▸ RECORD EXTRACTS:
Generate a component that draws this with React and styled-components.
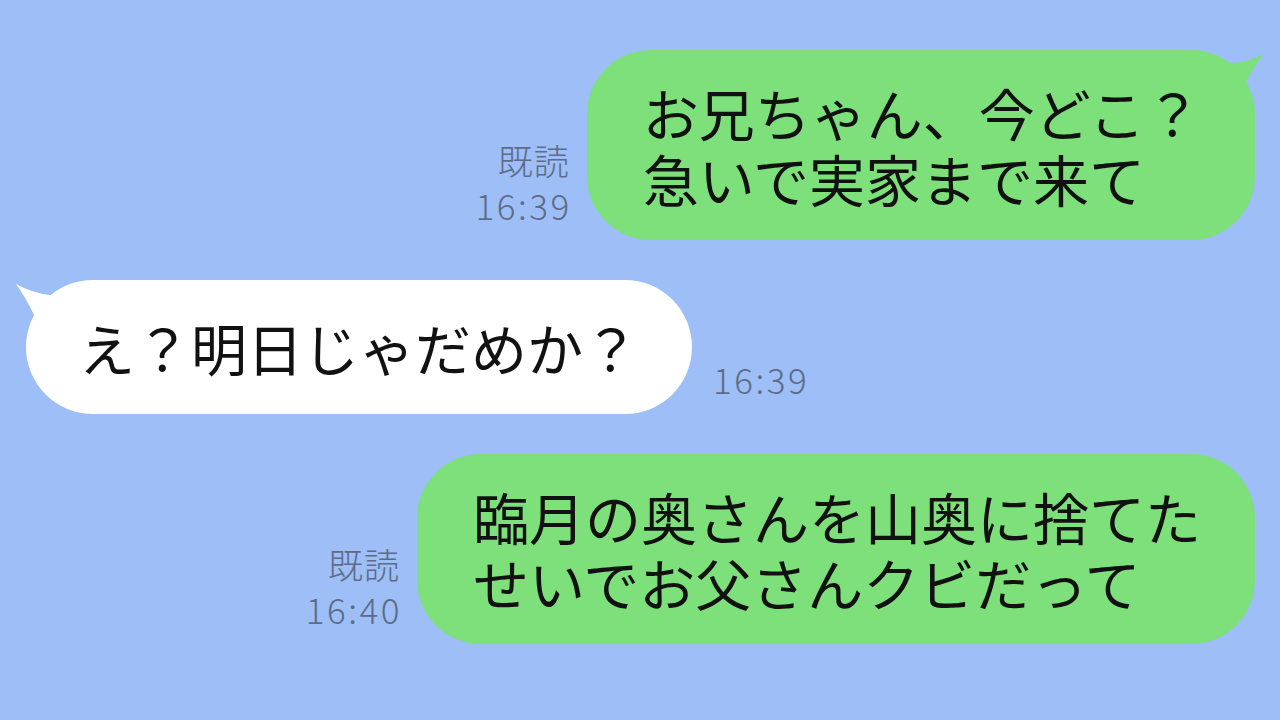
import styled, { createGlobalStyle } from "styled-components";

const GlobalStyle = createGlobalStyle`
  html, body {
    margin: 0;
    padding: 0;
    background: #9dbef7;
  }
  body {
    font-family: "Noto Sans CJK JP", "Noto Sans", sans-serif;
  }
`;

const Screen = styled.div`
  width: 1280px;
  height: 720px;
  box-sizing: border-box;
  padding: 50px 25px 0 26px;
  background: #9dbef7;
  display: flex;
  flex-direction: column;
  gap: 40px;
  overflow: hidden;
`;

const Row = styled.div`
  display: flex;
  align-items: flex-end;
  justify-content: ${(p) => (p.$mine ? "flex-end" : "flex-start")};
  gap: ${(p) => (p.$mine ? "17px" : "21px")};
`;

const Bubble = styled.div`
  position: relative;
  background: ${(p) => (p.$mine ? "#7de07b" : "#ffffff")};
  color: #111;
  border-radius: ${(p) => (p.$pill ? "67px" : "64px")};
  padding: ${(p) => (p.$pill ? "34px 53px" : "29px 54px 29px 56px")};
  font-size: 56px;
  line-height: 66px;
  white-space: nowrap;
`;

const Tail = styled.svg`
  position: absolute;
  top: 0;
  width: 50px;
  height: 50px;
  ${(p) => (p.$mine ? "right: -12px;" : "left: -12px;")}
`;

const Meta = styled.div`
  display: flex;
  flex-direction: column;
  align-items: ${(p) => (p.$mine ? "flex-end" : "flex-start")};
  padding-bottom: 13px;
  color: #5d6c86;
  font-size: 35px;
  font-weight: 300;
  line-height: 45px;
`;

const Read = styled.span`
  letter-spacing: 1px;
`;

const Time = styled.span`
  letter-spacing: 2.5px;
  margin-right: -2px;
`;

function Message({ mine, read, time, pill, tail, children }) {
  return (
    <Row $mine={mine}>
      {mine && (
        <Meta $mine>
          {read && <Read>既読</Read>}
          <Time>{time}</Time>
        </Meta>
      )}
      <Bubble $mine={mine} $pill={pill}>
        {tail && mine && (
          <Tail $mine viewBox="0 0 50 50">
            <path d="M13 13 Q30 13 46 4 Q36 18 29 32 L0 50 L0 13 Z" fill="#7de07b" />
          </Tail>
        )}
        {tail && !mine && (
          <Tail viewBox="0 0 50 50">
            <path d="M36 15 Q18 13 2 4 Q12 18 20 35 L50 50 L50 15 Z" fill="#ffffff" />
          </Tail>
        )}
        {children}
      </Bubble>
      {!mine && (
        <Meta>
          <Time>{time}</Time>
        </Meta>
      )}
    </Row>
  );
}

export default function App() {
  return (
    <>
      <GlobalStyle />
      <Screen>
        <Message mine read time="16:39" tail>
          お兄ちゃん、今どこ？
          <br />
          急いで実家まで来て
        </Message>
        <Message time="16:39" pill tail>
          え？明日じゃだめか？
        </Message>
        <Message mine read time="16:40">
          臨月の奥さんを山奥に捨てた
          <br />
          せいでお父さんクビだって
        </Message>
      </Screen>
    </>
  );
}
--
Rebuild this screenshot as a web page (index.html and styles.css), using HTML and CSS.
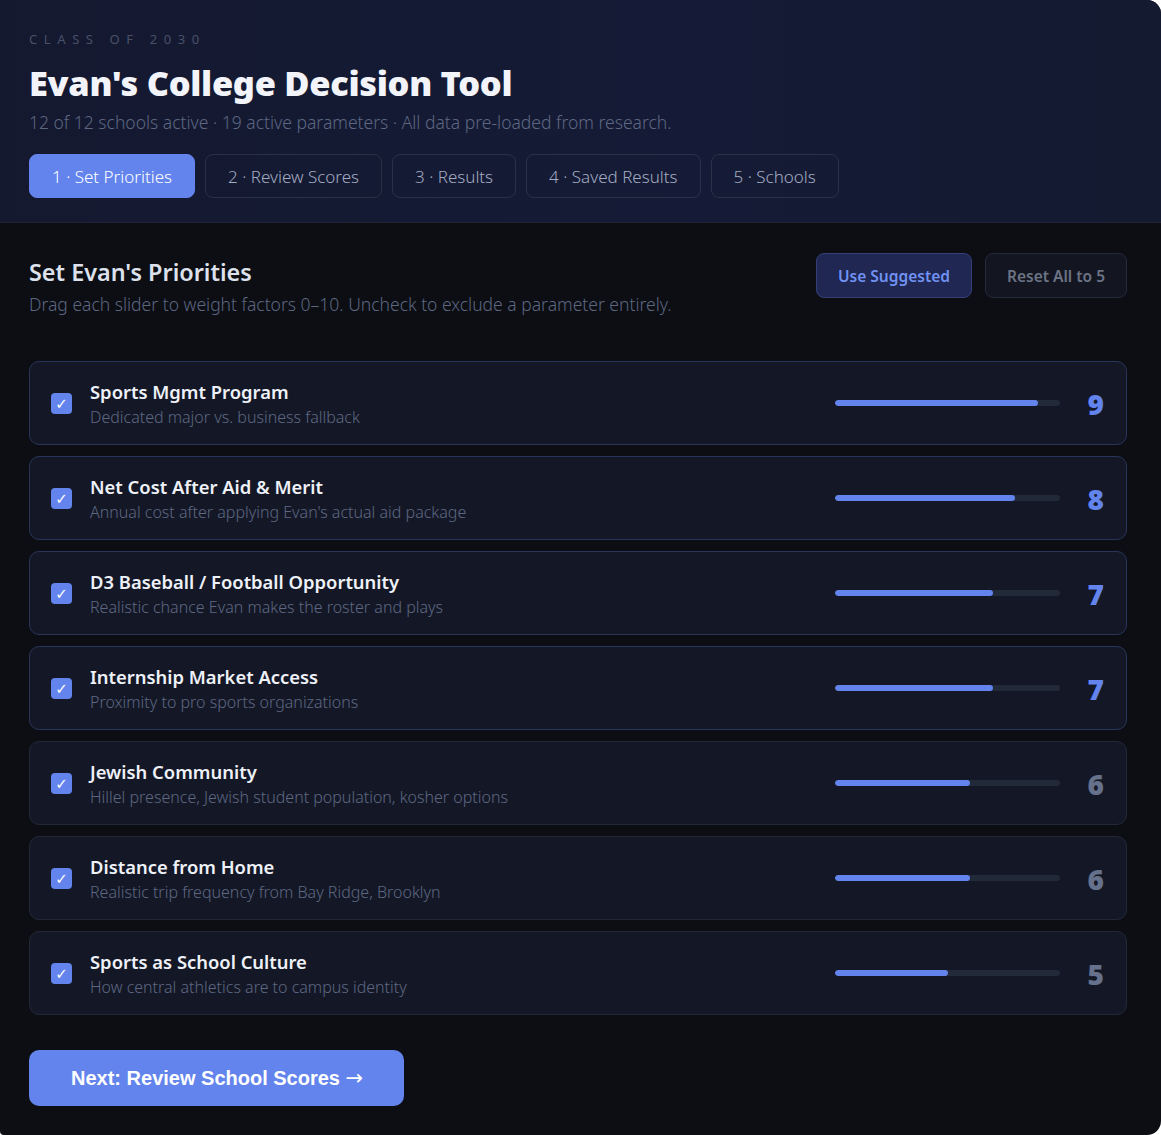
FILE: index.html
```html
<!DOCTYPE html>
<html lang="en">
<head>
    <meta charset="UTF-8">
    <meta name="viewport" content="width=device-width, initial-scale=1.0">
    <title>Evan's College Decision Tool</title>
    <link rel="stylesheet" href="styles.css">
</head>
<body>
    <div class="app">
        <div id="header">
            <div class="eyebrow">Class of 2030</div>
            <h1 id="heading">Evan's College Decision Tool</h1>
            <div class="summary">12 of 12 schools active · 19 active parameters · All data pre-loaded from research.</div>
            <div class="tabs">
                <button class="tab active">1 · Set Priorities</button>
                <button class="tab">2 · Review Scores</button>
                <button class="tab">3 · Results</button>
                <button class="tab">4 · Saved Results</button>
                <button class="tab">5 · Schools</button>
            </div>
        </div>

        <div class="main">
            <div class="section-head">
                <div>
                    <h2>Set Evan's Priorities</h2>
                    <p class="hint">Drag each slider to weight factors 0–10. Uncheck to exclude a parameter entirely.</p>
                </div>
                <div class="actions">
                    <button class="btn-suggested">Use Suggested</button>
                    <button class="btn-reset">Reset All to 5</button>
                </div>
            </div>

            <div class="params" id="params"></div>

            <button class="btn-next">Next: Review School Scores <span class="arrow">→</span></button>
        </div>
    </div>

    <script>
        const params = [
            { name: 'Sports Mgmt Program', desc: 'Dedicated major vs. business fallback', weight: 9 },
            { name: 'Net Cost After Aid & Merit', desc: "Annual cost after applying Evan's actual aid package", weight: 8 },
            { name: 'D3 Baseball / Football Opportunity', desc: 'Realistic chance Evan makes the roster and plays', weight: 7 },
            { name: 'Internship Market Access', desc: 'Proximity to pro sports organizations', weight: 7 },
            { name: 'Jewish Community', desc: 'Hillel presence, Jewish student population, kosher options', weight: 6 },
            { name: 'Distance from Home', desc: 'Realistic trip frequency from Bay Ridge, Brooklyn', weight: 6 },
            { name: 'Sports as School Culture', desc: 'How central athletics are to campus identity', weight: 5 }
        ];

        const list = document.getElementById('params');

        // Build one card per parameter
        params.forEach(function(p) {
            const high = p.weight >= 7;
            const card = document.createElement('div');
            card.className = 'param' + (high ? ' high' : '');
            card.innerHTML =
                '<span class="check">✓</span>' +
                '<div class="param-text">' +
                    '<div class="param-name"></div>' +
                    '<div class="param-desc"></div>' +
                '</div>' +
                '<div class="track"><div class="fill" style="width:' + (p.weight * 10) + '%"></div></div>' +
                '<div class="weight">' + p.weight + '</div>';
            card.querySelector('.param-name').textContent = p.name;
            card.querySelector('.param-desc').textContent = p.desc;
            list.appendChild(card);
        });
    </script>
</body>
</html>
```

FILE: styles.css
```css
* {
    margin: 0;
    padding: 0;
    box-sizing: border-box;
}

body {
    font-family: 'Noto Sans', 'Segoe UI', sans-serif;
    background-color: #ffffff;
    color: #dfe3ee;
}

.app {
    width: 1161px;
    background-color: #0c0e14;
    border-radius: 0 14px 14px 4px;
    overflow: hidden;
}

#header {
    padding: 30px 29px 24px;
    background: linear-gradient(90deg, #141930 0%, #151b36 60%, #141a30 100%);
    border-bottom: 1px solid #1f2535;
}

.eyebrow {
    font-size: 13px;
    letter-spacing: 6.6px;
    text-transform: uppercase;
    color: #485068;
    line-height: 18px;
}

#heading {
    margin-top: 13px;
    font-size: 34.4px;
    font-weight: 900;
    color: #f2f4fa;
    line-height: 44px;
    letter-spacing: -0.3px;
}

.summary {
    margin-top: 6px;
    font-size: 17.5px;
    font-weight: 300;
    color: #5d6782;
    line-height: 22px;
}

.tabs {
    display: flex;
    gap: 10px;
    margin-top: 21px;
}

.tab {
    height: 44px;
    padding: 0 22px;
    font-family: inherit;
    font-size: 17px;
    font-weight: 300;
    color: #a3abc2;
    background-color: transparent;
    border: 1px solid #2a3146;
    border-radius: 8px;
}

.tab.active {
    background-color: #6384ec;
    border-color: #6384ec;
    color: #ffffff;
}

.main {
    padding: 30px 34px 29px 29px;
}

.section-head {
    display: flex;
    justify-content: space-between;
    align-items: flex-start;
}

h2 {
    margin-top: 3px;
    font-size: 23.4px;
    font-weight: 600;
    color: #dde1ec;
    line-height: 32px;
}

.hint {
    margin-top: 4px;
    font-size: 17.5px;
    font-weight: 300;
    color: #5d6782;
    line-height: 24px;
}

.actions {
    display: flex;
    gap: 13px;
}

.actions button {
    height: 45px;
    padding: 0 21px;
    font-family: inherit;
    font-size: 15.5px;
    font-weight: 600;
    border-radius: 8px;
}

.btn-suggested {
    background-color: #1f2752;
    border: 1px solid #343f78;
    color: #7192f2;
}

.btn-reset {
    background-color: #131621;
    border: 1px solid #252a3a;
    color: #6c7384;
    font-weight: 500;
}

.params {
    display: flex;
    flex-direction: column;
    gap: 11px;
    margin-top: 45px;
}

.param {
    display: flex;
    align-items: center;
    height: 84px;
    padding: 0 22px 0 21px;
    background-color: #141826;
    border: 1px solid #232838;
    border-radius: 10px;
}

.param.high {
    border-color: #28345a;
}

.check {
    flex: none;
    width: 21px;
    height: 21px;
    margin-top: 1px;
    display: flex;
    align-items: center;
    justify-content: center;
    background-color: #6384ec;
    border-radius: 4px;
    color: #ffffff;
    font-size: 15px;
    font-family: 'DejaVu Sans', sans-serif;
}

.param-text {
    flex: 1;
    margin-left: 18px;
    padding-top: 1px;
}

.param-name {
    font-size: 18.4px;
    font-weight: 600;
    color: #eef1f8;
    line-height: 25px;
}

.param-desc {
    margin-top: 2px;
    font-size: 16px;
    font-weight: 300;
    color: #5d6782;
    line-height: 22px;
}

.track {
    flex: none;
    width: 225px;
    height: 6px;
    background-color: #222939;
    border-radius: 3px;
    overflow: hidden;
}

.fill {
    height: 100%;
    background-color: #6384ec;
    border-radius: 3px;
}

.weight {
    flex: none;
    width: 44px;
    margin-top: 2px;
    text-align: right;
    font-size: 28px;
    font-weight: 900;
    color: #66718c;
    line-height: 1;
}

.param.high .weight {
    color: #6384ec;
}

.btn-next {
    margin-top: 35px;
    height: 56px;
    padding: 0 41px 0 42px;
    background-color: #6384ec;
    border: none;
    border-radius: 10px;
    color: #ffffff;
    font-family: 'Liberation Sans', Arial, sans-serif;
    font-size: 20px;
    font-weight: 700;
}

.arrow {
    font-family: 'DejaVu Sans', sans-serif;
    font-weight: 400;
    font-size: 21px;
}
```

▸ TASK TO COMPLETE: Copy out every line from the material above in which the word "components" appears.

▸ FINAL RESULT:
Generate a component that draws this with React and styled-components.
import styled, { createGlobalStyle } from "styled-components";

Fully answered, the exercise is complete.